- Born: February 24, 1877 Wilmington, Delaware, U.S.
- Died: June 27, 1952 (aged 75)
- Resting place: West Laurel Hill Cemetery, Bala Cynwyd, Pennsylvania, U.S.
- Occupation: Educator

= Roland Grubb Kent =

American linguist (1877–1952)

Roland Grubb Kent (February 24, 1877 – June 27, 1952) was an American educator and a founder of the Linguistic Society of America (LSA). He was the first person to translate Marcus Terentius Varro's De Lingua Latina into English.

Kent's 1903 doctoral thesis on the history of Thessaly traces the history of the country with particular attention to the times between 600 and 300 BC. Unfortunately, only Chapter V and two appendices were published, and the bulk of his dissertation is currently lost. His Old Persian: Grammar, Texts, Lexicon is one of the seminal works on the subject.

== Biography ==
Kent was born in Wilmington, Delaware in 1877 to Lindley Coates Kent and Anna Grubb Kent. Lindley Kent was a decorated American Civil War officer and owner of a successful Wilmington lumber business. Anna Kent was a descendant of John Grubb, an early Delaware settler.

After receiving his M.A. from Swarthmore College in 1898, Roland Kent continued his classical education at Berlin and Munich universities before completing his studies at the University of Pennsylvania. In 1903, Roland obtained his Ph.D. with a thesis on the history of Thessaly.

Kent was appointed Instructor in Greek language and Latin at the University of Pennsylvania in 1904, where he taught for the rest of his career.
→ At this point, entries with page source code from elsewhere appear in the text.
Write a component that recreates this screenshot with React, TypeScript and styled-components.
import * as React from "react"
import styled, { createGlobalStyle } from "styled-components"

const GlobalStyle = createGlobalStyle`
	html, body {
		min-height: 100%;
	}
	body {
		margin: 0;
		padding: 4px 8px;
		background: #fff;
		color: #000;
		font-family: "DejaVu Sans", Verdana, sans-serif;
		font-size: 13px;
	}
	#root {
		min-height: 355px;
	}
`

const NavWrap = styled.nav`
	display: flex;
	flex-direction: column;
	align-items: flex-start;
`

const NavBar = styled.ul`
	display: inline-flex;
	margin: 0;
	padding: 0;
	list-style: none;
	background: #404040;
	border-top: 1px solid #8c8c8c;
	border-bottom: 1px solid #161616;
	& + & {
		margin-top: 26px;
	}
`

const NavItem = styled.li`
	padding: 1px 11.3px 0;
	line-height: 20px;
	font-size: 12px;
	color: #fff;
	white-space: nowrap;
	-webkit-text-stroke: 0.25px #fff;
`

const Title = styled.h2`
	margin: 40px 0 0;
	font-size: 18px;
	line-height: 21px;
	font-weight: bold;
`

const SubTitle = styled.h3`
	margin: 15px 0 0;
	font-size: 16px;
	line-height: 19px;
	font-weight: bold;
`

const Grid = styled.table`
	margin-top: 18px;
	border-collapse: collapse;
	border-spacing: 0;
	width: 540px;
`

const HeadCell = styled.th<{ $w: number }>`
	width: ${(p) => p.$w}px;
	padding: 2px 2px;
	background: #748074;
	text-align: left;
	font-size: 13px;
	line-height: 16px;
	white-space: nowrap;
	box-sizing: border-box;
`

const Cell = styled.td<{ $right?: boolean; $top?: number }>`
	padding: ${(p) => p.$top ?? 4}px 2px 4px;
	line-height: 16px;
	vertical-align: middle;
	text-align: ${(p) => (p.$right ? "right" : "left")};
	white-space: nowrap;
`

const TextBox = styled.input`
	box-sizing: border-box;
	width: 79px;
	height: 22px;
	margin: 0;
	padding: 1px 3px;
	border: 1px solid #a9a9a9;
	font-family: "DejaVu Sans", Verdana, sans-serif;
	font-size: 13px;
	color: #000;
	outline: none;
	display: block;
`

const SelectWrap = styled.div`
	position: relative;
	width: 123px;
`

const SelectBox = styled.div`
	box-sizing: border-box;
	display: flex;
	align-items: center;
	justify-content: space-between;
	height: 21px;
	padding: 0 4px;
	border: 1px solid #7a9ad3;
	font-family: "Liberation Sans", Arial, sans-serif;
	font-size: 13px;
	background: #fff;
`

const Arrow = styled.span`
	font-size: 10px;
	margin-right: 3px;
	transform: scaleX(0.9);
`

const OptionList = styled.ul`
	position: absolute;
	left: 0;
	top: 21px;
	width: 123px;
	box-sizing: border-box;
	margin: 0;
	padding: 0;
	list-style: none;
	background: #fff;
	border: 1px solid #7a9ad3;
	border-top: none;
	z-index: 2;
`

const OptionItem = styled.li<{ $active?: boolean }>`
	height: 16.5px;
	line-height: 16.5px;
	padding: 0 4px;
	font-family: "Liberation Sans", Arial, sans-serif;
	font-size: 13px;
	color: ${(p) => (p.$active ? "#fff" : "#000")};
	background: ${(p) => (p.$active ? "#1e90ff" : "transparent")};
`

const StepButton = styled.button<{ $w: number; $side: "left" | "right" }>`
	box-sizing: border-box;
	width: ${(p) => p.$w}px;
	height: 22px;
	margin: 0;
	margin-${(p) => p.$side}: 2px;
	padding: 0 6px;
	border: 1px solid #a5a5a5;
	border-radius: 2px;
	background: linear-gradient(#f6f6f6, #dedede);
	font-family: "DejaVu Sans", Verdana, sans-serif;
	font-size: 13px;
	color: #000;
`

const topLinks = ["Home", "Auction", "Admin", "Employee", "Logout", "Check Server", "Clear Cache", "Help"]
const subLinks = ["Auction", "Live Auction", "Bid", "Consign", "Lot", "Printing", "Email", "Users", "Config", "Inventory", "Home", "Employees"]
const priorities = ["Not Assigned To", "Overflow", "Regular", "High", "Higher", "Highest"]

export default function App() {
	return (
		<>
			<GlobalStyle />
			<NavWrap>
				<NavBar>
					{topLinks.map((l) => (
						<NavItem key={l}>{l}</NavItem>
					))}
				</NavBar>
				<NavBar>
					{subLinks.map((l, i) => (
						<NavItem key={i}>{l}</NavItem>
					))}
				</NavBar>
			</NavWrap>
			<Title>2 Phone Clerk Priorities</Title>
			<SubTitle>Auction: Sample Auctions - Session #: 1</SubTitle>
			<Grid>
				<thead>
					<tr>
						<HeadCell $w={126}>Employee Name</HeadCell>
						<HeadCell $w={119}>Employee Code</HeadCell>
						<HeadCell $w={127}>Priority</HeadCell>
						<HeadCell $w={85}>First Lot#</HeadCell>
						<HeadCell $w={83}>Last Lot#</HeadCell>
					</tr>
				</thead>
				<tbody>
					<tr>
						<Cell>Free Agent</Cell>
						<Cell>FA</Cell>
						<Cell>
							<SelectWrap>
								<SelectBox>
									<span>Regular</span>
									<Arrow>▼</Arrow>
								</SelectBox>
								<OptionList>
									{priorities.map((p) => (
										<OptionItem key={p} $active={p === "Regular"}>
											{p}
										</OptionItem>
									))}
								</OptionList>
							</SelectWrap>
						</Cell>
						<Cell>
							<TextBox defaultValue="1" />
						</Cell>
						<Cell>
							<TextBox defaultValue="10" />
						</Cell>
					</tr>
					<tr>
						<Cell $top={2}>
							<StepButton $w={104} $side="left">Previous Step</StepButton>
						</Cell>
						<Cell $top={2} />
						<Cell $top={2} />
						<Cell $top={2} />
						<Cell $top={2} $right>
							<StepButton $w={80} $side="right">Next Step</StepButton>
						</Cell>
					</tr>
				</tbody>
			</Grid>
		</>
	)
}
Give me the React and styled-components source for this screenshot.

In 1909 he became assistant professor of comparative philology, and he was promoted to full professor in 1916; from 1942 to his retirement in 1947 his title was Professor of Indo-European linguistics.

Kent was a founder of the LSA and served as treasurer from 1924 to 1942. He was elected as president of the LSA for 1941.

He died in 1952 and was interred at West Laurel Hill Cemetery in Bala Cynwyd, Pennsylvania.

==Major works by Roland Kent==
- A History of Thessaly from the Earliest Historical Times to the Accession of Philip V of Macedonia, Lancaster, Pa., 1904 (printing of Chap. V, Apps. I-II of the Ph.D. diss., University of Pennsylvania, 1903).
- “Studies in the Old Persian Inscriptions,” JAOS 35, 1918, pp. 321–52.
- (with James R. Ware) “The Old Persian Cuneiform Inscriptions of Artaxerxes II and Artaxerxes III,” Transactions and Proceedings of the American Philological Association 55, 1924, pp. 52–61.
- The Textual Criticism of Inscriptions, Language Monographs 2, Philadelphia, 1926; repr., New York, 1966.
- “The Recently Published Old Persian Inscriptions,” JAOS 51, 1931, pp. 189–240.
- The Sounds of Latin: A Descriptive and Historical Phonology, Language Monographs 12, Baltimore, 1932; 3rd ed., 1945; repr., Millwood, N.Y., 1979.
- “The Name Ahuramazda,” in Jal Dastur Cursetji Pavry, ed., Oriental Studies in honour of Cursetji Erachji Pavry, London, 1933, pp. 200–208.
- “The Present Status of Old Persian Studies,” JAOS 56, 1936, pp. 208–25.
- Varro: On the Latin Language, with an English Translation, ed. Roland G. Kent, 2 vols., London and Cambridge, Mass., 1938 (The Loeb Classical Library, 333-334; many reprints).
- The Forms of Latin: A Descriptive and Historical Morphology, Baltimore, Md., 1946.
- Old Persian: Grammar, Texts, Lexicon, New Haven, Conn., 1950 (American Oriental Series, 33; 2nd ed., 1953, many reprints).